Healthy demand growth and limited capacity additions indicate tightening supply-demand balance longer term.


Yara agronomist and farmer.

First-quarter EBITDA was USD 435 million compared to USD 487 million in first quarter 2023, namely down 11% from 1Q23 mainly due to lower prices. Net income was USD 16 million (USD 0.07 per share) compared with USD 105 (USD 0.41 per share) a year earlier, in spite of total deliveries up 12% with European deliveries up 37% from 1Q23. Healthy demand growth and limited capacity additions indicate tightening supply-demand balance longer term. Furthermore, GHG emission intensity reduced with implementation of key projects.

“This quarter's results are down from same quarter last year as increased deliveries are offset by lower prices. Meanwhile, I am pleased to see that our efforts to decarbonize is yielding results. This is crucial to future-proof our business and be able to meet growing demand for low-carbon solutions”, said Svein Tore Holsether, President and Chief Executive Officer.

Despite strong urea supply in 2023, prices are generally demand-driven with positive production margins for even swing producers. With farmer incentives at normal levels and 10-year consumption growth trending at 1.9% per annum, demand fundamentals are supportive for upcoming seasons. While the peak of new capacity additions is now behind us, urea supply is currently strong primarily due to increased production in India and China. However, industry consultant projections show significantly lower supply growth from 2024 onwards. Combined with strong demand fundamentals, this indicates a tightening supply-demand balance longer term.

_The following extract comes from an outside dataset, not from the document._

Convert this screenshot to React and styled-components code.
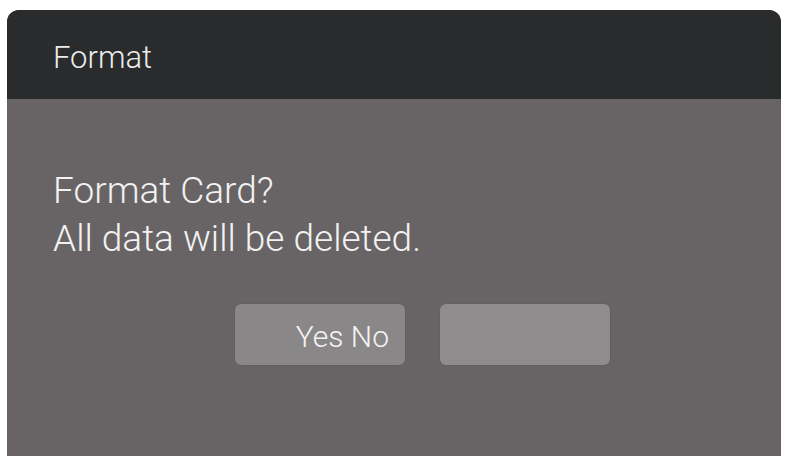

“Total nitrogen imports to Europe are declining as European production is ramping up. However, Russian urea imports to Europe reached an all-time high last season and currently account for almost one third of total urea imports to the EU. While raw material sanctions and price pressure is taking a double toll on European industry, Russia is gaining market influence. That not only endangers European industry and the green transition, but it also makes European food production more vulnerable,” said Holsether.

The energy transition, climate crisis, and food security remain top priorities globally. With its leading food solutions and ammonia positions, Yara is uniquely positioned to drive these transformations. Yara’s strategy is focused on further strengthening operational resilience and flexibility, and profitable growth in low-carbon solutions. This will support the transformation of the global food system, generate long-term growth opportunities, and drive progress towards Yara's ambition of growing a nature-positive food future.